§ **Supplied records**:
————————

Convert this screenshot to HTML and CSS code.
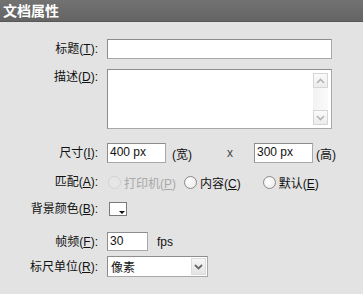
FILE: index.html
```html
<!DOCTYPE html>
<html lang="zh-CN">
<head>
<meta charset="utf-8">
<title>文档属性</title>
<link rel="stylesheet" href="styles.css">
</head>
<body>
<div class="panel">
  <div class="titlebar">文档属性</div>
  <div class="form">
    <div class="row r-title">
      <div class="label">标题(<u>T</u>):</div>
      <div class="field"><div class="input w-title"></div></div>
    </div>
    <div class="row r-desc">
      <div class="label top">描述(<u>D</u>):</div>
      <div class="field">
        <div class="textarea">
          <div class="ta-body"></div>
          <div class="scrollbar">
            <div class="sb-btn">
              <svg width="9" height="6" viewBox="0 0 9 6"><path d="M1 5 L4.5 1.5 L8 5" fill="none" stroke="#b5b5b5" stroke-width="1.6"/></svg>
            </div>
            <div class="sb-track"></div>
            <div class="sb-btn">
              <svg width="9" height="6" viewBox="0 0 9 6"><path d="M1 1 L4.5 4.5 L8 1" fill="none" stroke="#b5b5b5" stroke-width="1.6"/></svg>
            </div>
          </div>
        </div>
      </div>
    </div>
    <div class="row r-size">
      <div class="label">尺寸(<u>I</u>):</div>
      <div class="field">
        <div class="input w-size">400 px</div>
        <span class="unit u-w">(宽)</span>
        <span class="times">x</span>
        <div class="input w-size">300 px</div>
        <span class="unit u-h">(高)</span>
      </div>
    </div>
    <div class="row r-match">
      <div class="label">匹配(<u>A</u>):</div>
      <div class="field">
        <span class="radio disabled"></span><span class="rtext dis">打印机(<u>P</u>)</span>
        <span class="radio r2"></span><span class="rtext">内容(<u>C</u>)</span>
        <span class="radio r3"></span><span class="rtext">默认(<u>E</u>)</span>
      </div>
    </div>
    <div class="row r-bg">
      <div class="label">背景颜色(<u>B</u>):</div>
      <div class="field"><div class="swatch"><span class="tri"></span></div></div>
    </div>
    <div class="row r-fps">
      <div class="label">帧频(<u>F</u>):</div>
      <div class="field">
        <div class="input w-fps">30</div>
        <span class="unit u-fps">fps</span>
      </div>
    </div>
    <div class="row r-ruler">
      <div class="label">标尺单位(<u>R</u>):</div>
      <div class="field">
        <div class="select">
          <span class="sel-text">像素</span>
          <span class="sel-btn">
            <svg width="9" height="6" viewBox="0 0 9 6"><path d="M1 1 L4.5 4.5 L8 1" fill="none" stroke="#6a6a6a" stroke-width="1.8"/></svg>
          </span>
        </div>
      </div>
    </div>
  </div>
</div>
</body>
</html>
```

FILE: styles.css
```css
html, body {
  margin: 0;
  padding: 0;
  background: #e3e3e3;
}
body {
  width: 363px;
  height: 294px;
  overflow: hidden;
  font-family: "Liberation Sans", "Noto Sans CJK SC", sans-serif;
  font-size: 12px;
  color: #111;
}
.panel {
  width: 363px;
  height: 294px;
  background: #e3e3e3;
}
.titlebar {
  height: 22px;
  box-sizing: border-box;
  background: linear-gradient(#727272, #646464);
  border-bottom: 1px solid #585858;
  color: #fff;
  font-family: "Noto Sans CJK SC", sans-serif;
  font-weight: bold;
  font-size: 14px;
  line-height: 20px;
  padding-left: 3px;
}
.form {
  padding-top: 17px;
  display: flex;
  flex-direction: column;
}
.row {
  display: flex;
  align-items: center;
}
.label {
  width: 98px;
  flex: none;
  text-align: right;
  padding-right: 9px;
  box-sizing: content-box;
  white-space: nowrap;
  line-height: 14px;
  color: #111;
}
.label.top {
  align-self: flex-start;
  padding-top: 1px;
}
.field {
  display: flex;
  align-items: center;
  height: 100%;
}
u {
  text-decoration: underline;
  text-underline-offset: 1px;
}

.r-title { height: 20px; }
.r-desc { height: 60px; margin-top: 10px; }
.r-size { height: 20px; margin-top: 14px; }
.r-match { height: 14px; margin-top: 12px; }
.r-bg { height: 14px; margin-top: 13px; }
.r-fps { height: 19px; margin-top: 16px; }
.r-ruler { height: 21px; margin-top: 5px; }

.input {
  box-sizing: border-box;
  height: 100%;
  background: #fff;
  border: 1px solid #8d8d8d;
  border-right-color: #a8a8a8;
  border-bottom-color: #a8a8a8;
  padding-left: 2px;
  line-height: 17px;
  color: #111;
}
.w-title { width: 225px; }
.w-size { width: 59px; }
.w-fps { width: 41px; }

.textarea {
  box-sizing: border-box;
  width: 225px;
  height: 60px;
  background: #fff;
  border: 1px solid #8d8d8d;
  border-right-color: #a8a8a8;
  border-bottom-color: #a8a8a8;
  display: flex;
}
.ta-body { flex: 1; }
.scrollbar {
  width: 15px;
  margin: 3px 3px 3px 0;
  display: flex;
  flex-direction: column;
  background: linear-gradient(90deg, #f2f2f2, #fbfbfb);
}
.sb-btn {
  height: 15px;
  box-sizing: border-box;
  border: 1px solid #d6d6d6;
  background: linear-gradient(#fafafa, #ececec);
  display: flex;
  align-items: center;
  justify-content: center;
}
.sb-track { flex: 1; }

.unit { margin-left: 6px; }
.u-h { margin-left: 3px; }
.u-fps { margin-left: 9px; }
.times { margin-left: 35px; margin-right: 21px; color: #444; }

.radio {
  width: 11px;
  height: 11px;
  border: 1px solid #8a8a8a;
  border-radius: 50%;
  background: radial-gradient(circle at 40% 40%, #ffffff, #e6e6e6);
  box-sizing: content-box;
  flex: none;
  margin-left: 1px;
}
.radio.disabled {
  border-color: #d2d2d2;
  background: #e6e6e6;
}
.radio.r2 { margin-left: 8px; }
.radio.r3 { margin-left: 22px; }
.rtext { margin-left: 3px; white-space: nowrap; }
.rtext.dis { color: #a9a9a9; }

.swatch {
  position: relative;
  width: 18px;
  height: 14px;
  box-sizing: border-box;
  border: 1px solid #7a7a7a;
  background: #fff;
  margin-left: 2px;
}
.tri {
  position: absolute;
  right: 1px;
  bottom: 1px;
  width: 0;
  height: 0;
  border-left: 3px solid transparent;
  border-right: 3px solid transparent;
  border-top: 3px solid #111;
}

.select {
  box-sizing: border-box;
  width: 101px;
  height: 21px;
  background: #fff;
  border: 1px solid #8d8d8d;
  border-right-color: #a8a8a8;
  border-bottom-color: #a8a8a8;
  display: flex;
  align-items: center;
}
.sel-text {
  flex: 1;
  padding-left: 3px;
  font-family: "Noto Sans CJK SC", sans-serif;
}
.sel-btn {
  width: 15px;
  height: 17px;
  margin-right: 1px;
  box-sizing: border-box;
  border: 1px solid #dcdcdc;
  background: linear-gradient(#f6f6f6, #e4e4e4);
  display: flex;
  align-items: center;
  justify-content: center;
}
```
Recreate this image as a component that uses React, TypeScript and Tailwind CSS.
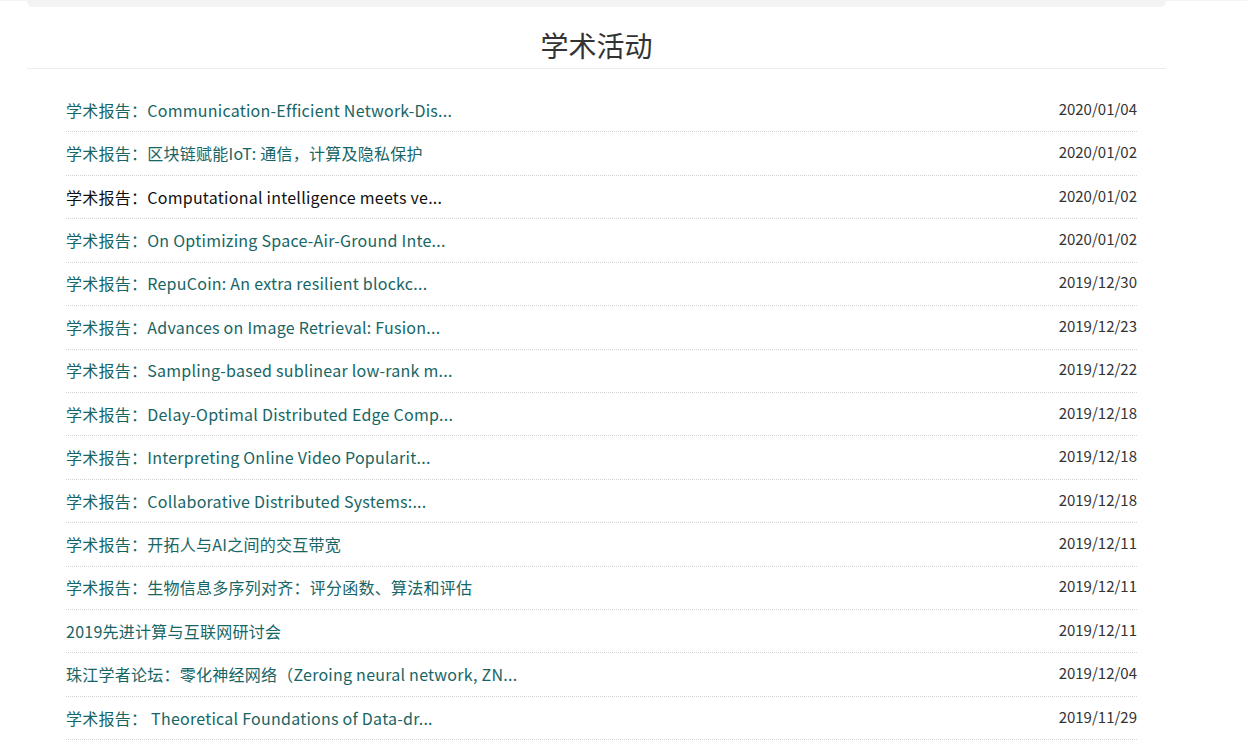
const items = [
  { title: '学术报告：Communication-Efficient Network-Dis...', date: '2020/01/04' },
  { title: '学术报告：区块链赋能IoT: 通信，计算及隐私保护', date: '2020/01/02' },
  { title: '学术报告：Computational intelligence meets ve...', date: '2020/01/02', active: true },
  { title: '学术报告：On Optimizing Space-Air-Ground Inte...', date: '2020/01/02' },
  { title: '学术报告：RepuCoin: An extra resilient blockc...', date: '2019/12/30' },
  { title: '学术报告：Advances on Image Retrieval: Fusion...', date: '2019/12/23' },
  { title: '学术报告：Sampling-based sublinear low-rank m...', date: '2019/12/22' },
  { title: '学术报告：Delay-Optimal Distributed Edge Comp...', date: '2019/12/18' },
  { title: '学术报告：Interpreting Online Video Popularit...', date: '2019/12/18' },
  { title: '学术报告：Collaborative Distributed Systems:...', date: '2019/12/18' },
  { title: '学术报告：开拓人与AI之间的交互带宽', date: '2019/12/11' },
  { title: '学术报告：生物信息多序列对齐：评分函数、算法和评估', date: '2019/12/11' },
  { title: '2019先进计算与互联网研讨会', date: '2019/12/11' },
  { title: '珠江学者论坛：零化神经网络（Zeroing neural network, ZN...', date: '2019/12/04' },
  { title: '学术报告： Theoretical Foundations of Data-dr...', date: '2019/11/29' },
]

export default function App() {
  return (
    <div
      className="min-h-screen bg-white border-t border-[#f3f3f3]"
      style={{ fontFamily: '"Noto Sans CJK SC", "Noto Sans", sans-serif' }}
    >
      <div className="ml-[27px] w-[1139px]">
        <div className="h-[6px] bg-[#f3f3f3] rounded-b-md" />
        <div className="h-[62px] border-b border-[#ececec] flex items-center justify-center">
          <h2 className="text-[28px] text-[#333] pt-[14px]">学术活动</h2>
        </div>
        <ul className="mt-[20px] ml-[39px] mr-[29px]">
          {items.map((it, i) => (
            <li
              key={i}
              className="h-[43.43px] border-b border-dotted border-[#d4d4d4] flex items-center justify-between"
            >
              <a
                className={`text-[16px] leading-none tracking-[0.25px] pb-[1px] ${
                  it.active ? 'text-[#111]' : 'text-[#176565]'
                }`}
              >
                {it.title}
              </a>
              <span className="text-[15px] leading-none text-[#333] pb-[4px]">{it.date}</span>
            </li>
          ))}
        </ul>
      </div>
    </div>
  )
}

————————

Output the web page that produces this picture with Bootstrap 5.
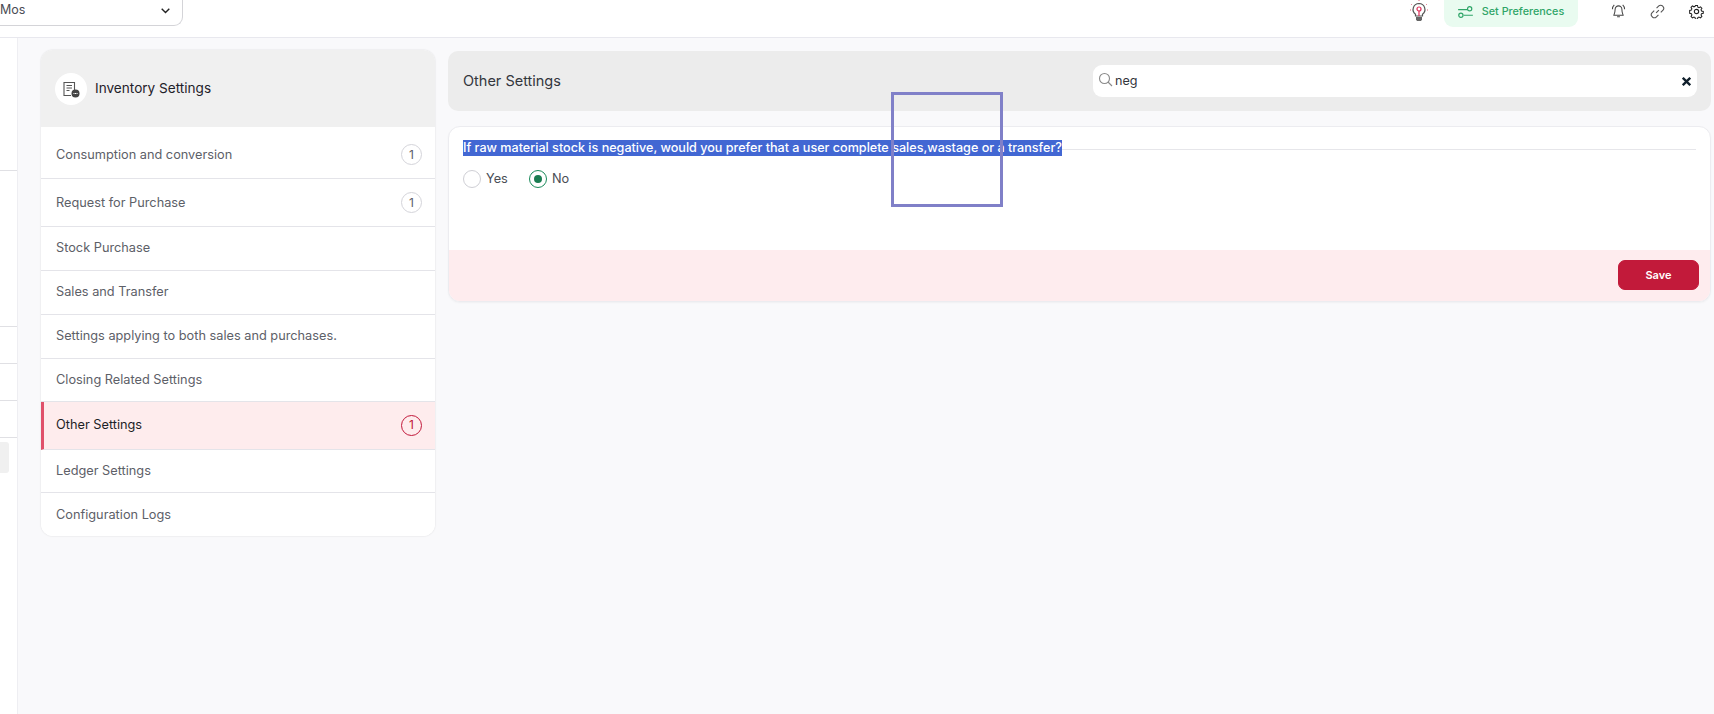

————————

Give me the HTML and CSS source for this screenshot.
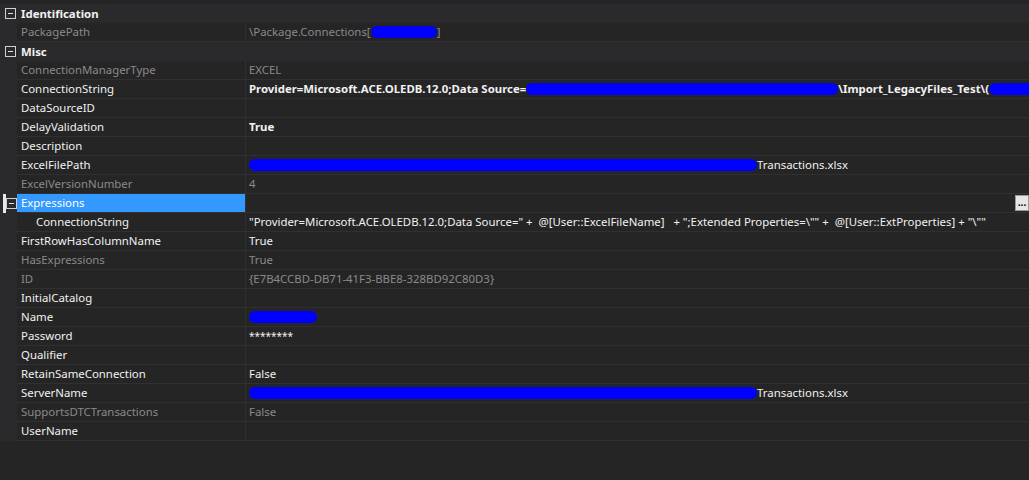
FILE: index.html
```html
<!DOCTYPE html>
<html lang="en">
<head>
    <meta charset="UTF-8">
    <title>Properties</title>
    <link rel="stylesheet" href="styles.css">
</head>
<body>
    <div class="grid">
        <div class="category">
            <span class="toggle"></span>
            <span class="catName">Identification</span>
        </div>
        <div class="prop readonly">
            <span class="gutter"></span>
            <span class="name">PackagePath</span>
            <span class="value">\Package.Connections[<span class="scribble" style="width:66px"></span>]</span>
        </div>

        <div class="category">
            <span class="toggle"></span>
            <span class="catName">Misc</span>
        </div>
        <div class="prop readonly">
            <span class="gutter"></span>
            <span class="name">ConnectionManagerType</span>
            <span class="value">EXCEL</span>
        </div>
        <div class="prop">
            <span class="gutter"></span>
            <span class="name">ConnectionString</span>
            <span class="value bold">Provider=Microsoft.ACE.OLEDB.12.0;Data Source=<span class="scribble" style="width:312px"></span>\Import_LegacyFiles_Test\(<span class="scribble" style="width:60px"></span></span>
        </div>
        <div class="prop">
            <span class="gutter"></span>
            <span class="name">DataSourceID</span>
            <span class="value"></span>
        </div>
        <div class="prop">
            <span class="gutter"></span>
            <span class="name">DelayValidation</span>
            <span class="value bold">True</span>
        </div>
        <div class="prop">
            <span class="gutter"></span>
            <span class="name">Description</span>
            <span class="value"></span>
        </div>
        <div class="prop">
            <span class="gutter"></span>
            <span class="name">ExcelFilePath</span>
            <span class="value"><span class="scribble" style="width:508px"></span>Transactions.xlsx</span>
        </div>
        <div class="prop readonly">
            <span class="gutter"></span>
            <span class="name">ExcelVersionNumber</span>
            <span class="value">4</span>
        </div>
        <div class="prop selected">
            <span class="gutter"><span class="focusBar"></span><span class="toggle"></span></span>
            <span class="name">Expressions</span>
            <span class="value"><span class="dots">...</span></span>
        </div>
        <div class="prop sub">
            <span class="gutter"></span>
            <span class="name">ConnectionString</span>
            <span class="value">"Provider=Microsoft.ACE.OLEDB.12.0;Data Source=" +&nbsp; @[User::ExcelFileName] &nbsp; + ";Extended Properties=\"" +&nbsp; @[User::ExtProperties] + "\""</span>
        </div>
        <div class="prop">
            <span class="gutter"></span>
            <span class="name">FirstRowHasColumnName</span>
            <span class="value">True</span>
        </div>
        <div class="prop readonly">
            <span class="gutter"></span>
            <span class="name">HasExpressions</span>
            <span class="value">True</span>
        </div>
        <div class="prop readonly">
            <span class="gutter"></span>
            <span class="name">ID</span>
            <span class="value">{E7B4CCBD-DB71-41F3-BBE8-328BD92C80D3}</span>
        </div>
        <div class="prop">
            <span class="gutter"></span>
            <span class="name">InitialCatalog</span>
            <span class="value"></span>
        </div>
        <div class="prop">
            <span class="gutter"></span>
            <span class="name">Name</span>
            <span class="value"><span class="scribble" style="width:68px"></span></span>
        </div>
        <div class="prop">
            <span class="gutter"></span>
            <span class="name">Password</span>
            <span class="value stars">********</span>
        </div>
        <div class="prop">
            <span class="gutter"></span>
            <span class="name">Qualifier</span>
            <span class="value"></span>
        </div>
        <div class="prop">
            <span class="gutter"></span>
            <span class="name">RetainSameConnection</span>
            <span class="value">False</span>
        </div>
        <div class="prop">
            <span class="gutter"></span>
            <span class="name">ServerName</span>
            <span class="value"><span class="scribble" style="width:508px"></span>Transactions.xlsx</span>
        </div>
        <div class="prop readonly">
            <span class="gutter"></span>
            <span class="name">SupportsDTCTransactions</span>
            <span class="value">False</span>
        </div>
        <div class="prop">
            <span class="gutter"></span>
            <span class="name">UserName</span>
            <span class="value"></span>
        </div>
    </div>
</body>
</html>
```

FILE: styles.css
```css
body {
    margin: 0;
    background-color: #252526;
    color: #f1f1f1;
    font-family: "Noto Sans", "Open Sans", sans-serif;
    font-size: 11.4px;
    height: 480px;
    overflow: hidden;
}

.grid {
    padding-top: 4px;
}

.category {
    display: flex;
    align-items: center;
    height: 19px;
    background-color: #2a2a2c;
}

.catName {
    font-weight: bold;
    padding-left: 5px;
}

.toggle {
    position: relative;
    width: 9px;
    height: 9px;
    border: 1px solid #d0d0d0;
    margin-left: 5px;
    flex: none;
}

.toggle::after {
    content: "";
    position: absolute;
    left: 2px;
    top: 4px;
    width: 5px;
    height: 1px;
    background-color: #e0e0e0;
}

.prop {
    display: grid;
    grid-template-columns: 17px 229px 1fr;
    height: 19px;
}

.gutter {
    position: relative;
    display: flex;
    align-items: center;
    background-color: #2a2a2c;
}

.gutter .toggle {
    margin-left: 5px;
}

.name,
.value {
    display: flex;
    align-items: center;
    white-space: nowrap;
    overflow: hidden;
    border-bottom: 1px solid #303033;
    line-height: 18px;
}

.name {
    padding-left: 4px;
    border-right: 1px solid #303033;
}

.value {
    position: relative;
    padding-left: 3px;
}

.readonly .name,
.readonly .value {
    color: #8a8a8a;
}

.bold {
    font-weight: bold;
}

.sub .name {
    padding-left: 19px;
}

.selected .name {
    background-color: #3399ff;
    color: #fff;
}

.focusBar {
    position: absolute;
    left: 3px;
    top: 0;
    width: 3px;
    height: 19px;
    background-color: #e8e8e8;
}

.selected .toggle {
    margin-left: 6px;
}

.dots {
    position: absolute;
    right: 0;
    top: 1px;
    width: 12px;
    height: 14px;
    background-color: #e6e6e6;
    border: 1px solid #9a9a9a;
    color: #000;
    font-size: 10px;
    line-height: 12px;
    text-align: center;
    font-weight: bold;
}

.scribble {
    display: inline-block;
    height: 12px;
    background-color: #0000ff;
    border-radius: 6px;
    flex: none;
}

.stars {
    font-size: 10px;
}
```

————————

§ **Challenge**:
Show the lines of the records that include the string "screenshot".

§ **Answer to this task**:
Convert this screenshot to HTML and CSS code.
Give me the HTML and CSS source for this screenshot.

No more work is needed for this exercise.